GHALANAI/CHARSADDA: Militants brutally killed eight kidnapped members of the Khasaddar Force (a paramilitary unit) in Shabqadar, Charsadda district on Saturday night after their convoy was ambushed in the adjacent Mohmand tribal region.

Local Taliban’s head Omer Khalid tribal journalists by phone that his group had kidnapped and killed the personnel and also destroyed three official vehicles. He said that political tehsildar Irshad Ali and two subaidars were also in their captivity.

He told journalists that militants were ready to hold talks with the government if their activists were released and all check posts in the area were removed.

Authorities had claimed that Omer Khalid was killed in an operation about two months ago in Mohmand region.

In retaliation, security forces backed by gunship helicopters launched an offensive and targeted several positions of militants in Mohmand region. Security officials claimed that 15 militants were killed in the shelling in the Chapri Area. Forces had arrested four suspects, they added. Displacement has been reported from several areas of Mohmand and Shabqadar.

Police and paramilitary forces have imposed curfew and launched operation against militants in settled and tribal areas. Security forces had carried major operation in the same locality last year and claimed to have clear area from miscreants.

Residents said that militants had besieged residence of a tribal elder Malik Noor Zada in Saperi area near Afghan border in the Mohmand region on Saturday. The elder called political administration and sought protection.

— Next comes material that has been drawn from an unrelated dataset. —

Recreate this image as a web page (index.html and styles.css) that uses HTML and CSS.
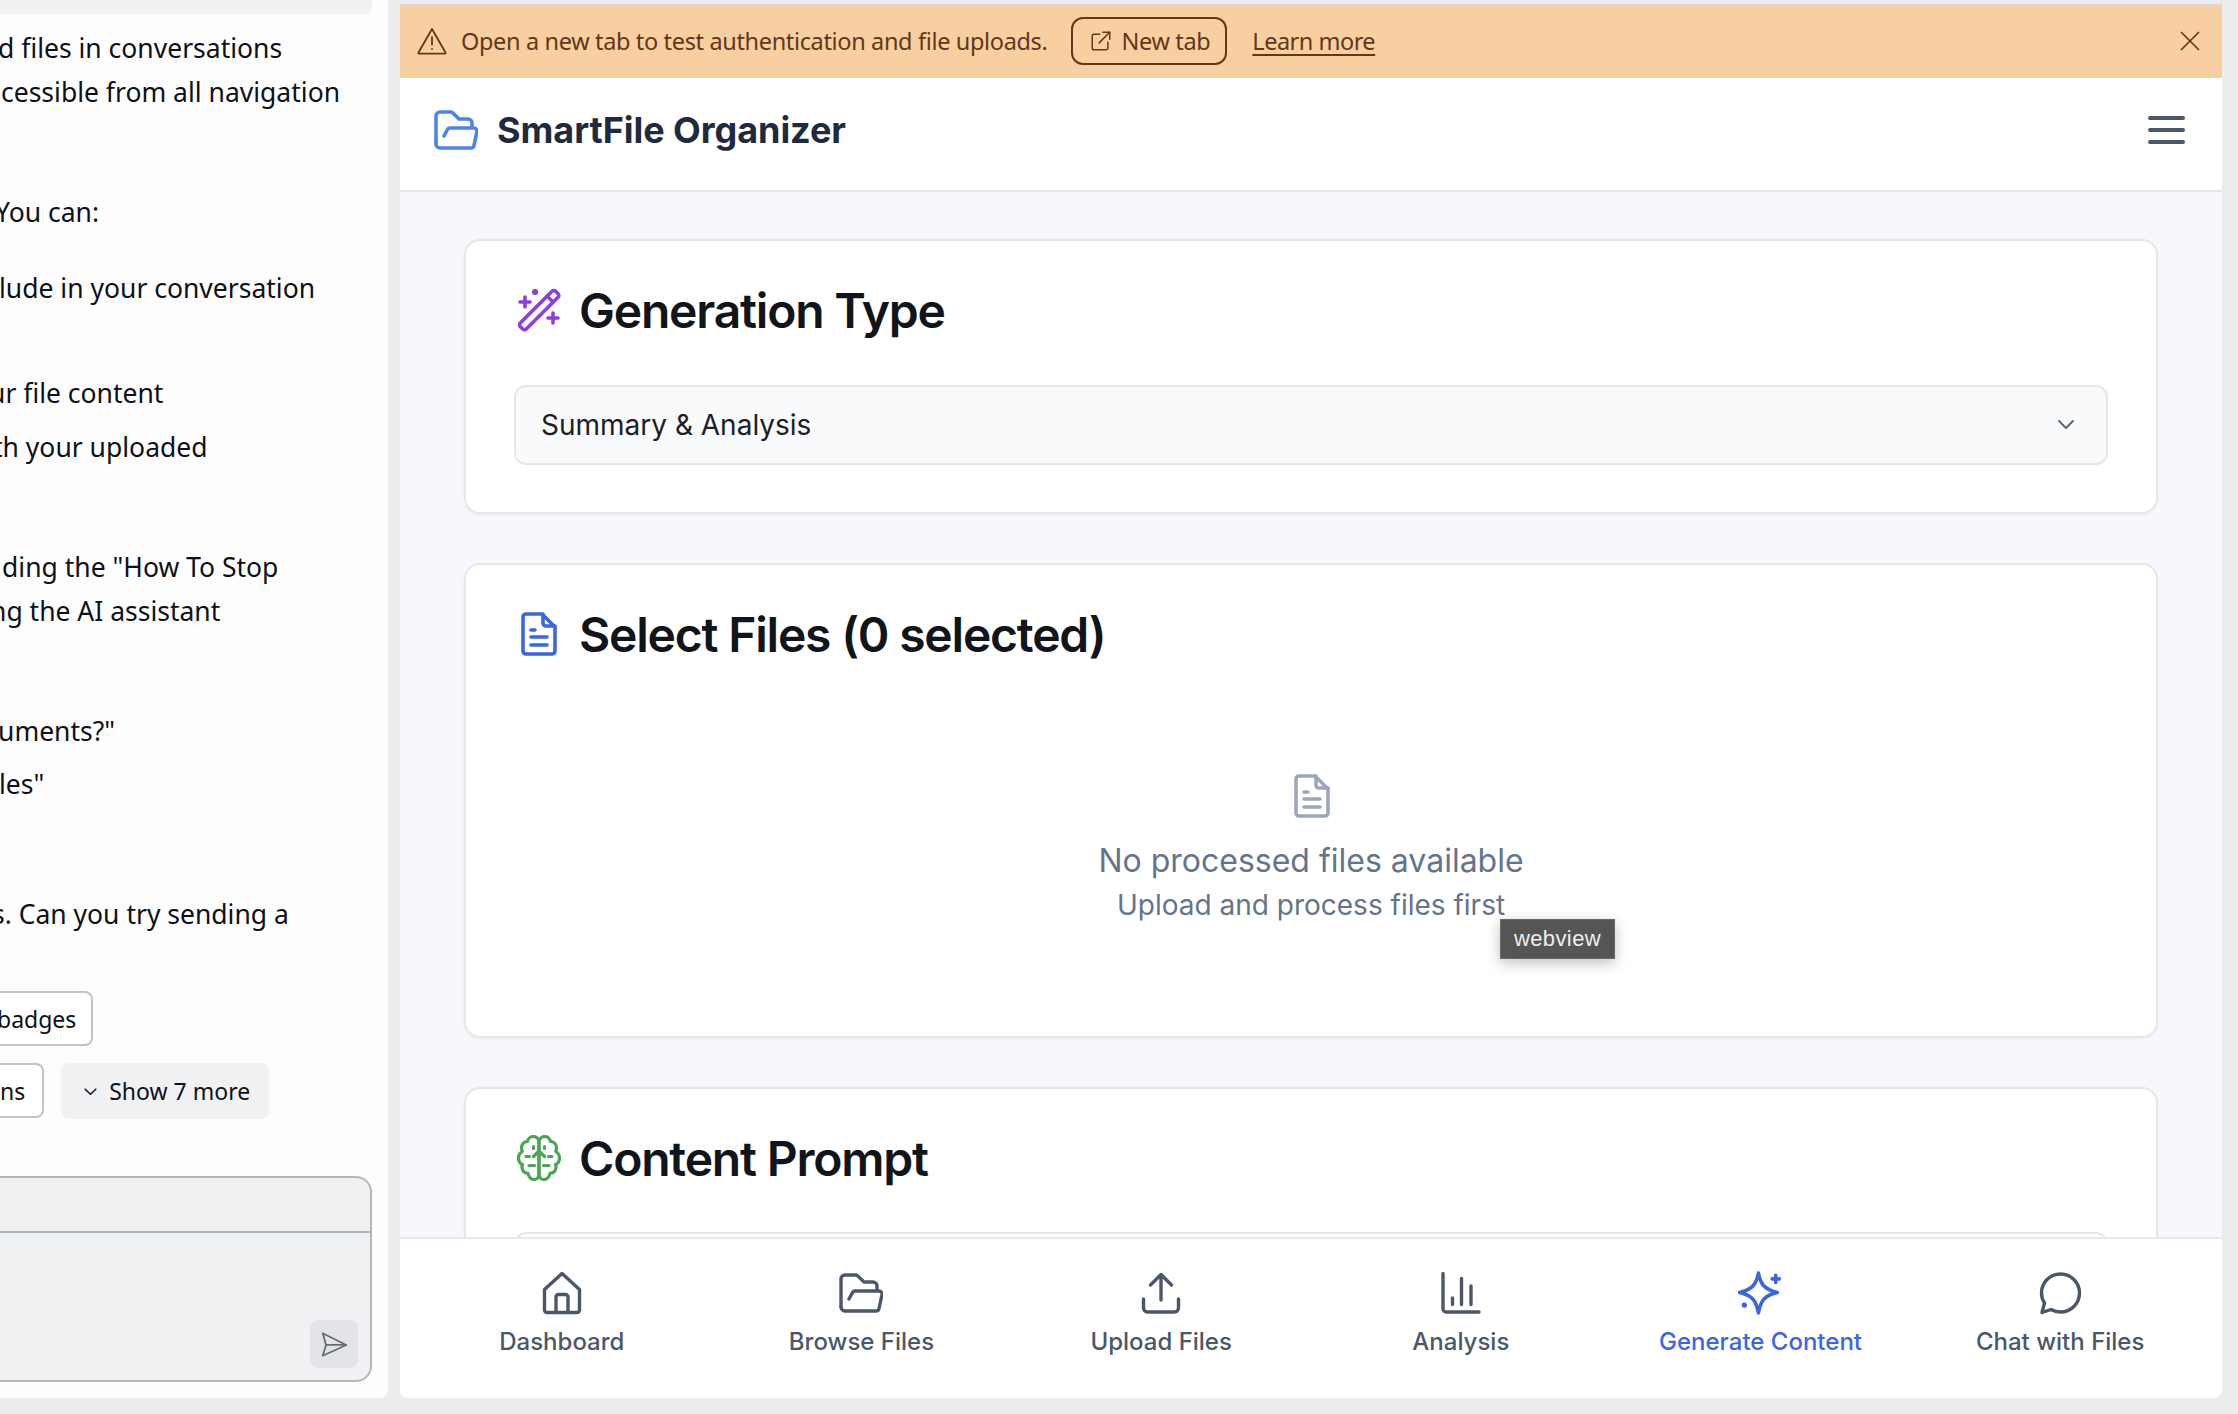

They said that political administration dispatched Khasaddars and tehsildar Irshad Ali to rescue the elder who had invited political agent for feast on his house. The invitation irritated local militants and they encircled the residence of Noor Zada.

Sources said that militants ambushed the Khasaddars, killing six of them on the spot, and captured 11 others including tehsildar Irshad Ali. On Sunday morning eight bodies were found in Aysha Koroona of Shabqadar tehsil. Doctors at Shabqadar hospital said that six personnel were shot dead and two were slaughtered.

Police were also dispatched to the site and bodies were brought to the hospital for postmortem. Forces immediately imposed curfew in area from Pir Qala to Michni and launched search operation. Officials said that two close relatives of a militant named Utarul Haq were arrested and hideout managed by another militant Raheel was destroyed.

Names of the dead personnel are Subaidar Javed, Taj, Misal Khan, Fazl Amin, Abdel Muhammad, Mera Jan, Muhammad Salman, Ibrahim, Ibrahim, Yousaf Khan, Gulzar, Rehmatullah, Ali Rehman, Taj Muhammad, Ajab Khan and Sher Ali. Their bodies were sent to Mohmand region.